In many progressive corners of academic and online life, it now is taken as cant that anyone who rejects transgender ideology—which is based on the theory that a mystical “gender identity” exists within us, akin to a soul—may be targeted with the most juvenile and vicious attacks. “Punch TERFs and Nazis” has become a common Twitter tagline, as is the demand that “TERFs” be “sent to the gulag.” (This latter suggestion was earnestly defended in a thread authored by students who run the official Twitter account of the LGBTQ+ Society at a British university. The authors went on to say that the gulag model would, in fact, comprise “a compassionate, non-violent course of action” to deal with “TERFs” and “anti-trans bigots” who must be “re-educat[ed].”) (...)
The reason why engagement with the most militant trans activists is fruitless, and yields only a slew of empty mantras and false stereotypes, is that one cannot argue with religious faith. At the core of transgender ideology is the idea that the old mind/body problem that has bedeviled philosophers for centuries has been definitively solved by gender-studies specialists—and that a female mind can exist within a male body and vice versa. Moreover, we are informed that these mystical phenomena are invisible in all respects, except to the extent that they are experienced from within—which means the only reliable indicator of supposed bona fide transgenderism is the self-declaration of trans-identified individuals (many of whom seem to have made these stunning discoveries as part of a sudden social trend). (...)
Like other women who have been sounding the alarm about these trends, I regularly get accused of spreading moral panic, and of attempting to vilify trans-identified people as inveterate predators. But my issue isn’t with “transgender people,” per se, but, rather, with men. There is a reason certain spaces are sex-segregated—such as change rooms, bathrooms, women’s shelters, and prisons: because these are spaces where women are vulnerable, and where male predators might target women and girls. These are spaces where women and girls may be naked, and where they do not want to be exposed to a man’s penis, regardless of his insistence that his penis is actually “female.”

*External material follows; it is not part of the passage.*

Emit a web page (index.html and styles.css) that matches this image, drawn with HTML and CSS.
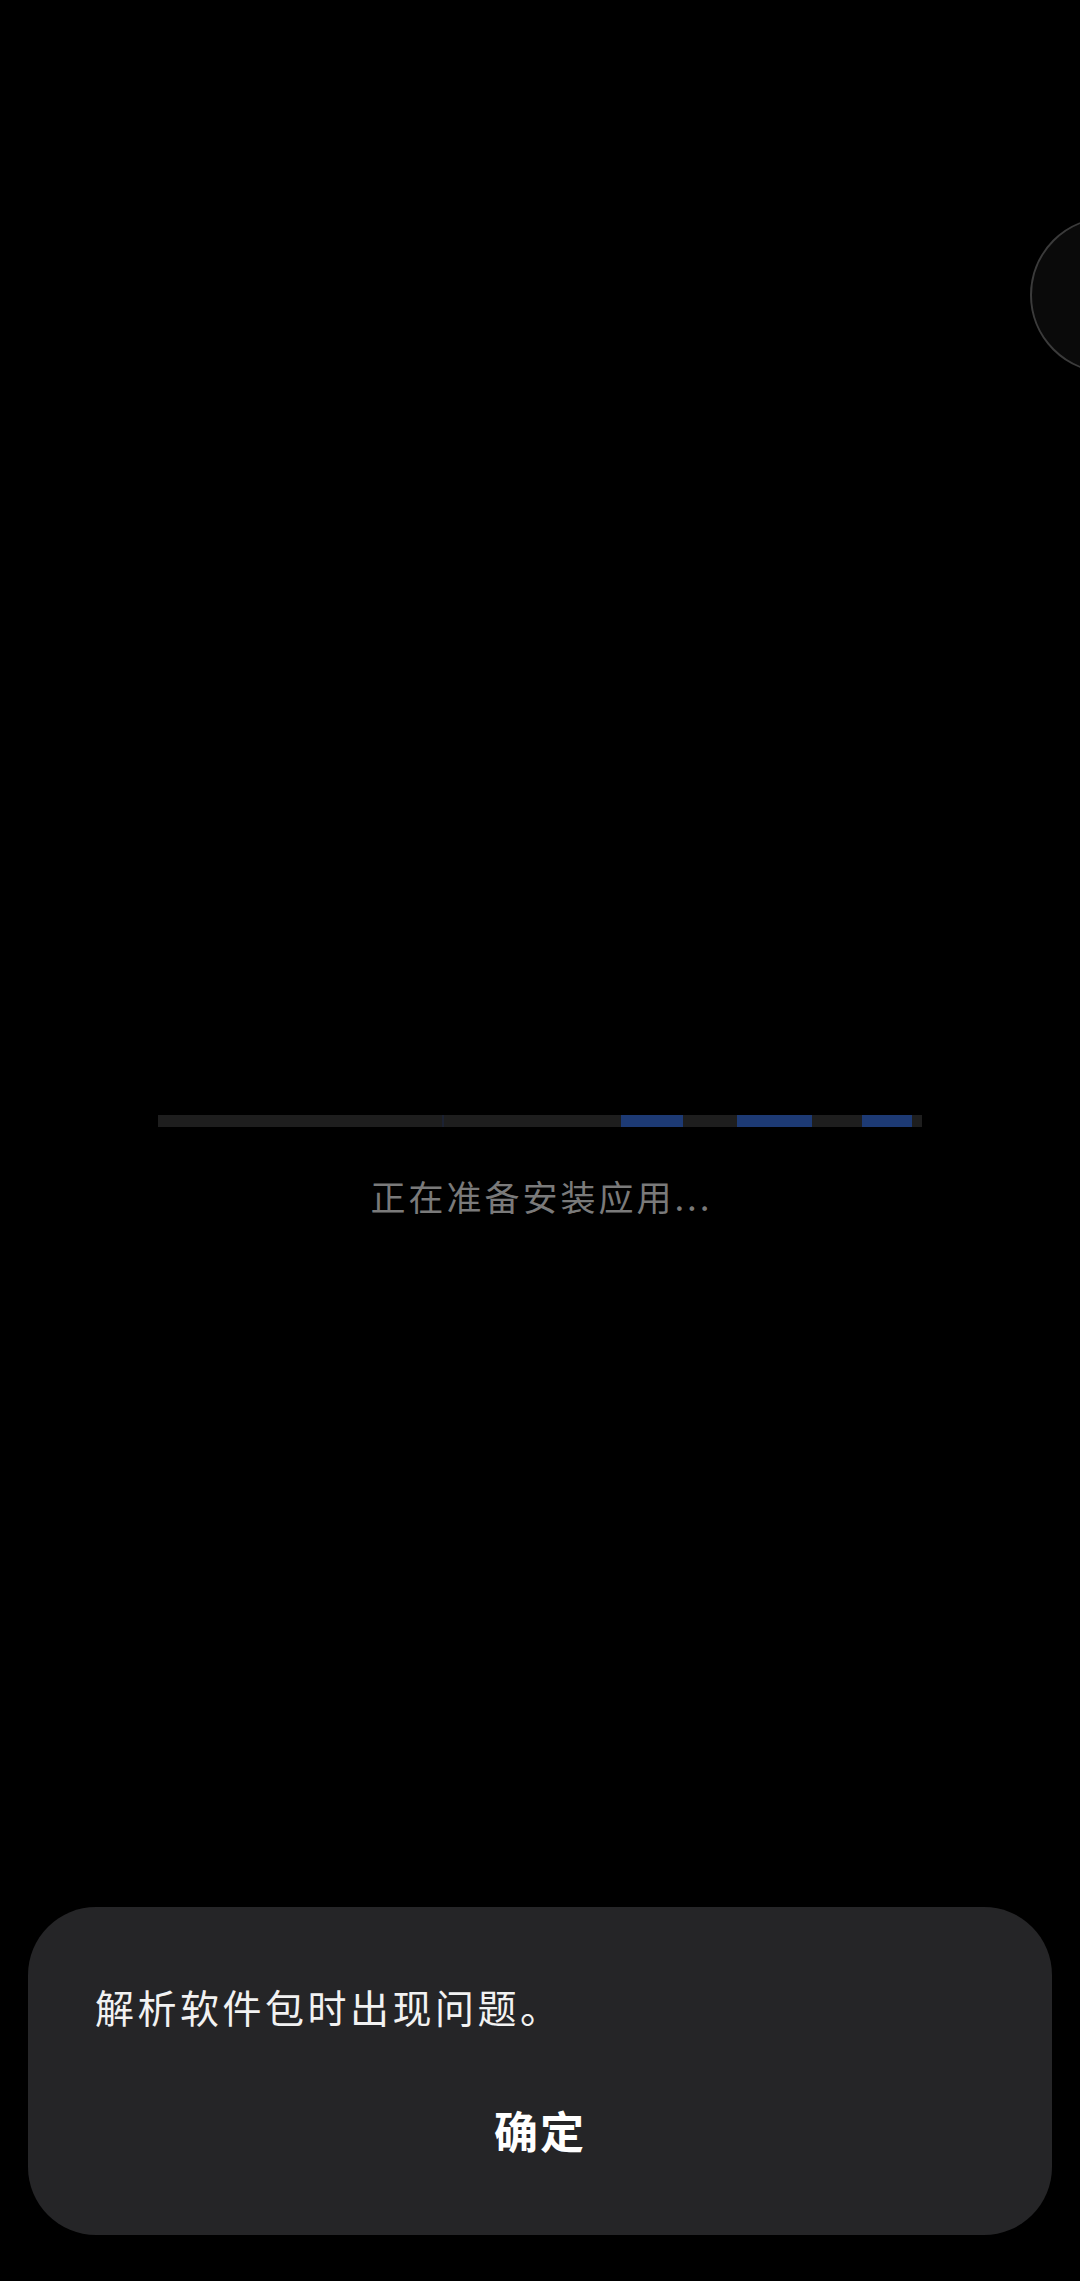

In this case, however, the notion that my commentary could be construed as “hateful” baffled me. One tweet read, simply, “Men aren’t women,” and the other asked “How are transwomen not men? What is the difference between a man and a transwoman?” That last question is one I’ve asked countless times, including in public speeches, and I have yet to get a persuasive answer. I ask these questions not to spread hate—because I do not hate trans-identified individuals—but rather to make sense of arguments made by activists within that community. Instead of answering such questions, however, these same activists insist that the act of simply asking them is evidence of hatred.
The statement that “Men aren’t women” would have been seen as banal—indeed, tautological—just a few years ago. Today, it’s considered heresy—akin to terrorist speech that seeks to “deny the humanity” of trans-identified people who very much wish they could change sex, but cannot. These heretics are smeared as “TERF”—a pejorative term that stands for Trans-Exclusionary Radical Feminist—and blacklisted. On many Twitter threads, the term is more or less synonymous with “Nazi.”Earlier this year, Tyler Coates, an editor at the apparently respectable Esquire magazine, tweeted out “FUCK TERFs!” and promptly got retweeted more than a thousand times.
In many progressive corners of academic and online life, it now is taken as cant that anyone who rejects transgender ideology—which is based on the theory that a mystical “gender identity” exists within us, akin to a soul—may be targeted with the most juvenile and vicious attacks. “Punch TERFs and Nazis” has become a common Twitter tagline, as is the demand that “TERFs” be “sent to the gulag.” (This latter suggestion was earnestly defended in a thread authored by students who run the official Twitter account of the LGBTQ+ Society at a British university. The authors went on to say that the gulag model would, in fact, comprise “a compassionate, non-violent course of action” to deal with “TERFs” and “anti-trans bigots” who must be “re-educat[ed].”) (...)
The reason why engagement with the most militant trans activists is fruitless, and yields only a slew of empty mantras and false stereotypes, is that one cannot argue with religious faith. At the core of transgender ideology is the idea that the old mind/body problem that has bedeviled philosophers for centuries has been definitively solved by gender-studies specialists—and that a female mind can exist within a male body and vice versa. Moreover, we are informed that these mystical phenomena are invisible in all respects, except to the extent that they are experienced from within—which means the only reliable indicator of supposed bona fide transgenderism is the self-declaration of trans-identified individuals (many of whom seem to have made these stunning discoveries as part of a sudden social trend). (...)
Like other women who have been sounding the alarm about these trends, I regularly get accused of spreading moral panic, and of attempting to vilify trans-identified people as inveterate predators. But my issue isn’t with “transgender people,” per se, but, rather, with men. There is a reason certain spaces are sex-segregated—such as change rooms, bathrooms, women’s shelters, and prisons: because these are spaces where women are vulnerable, and where male predators might target women and girls. These are spaces where women and girls may be naked, and where they do not want to be exposed to a man’s penis, regardless of his insistence that his penis is actually “female.”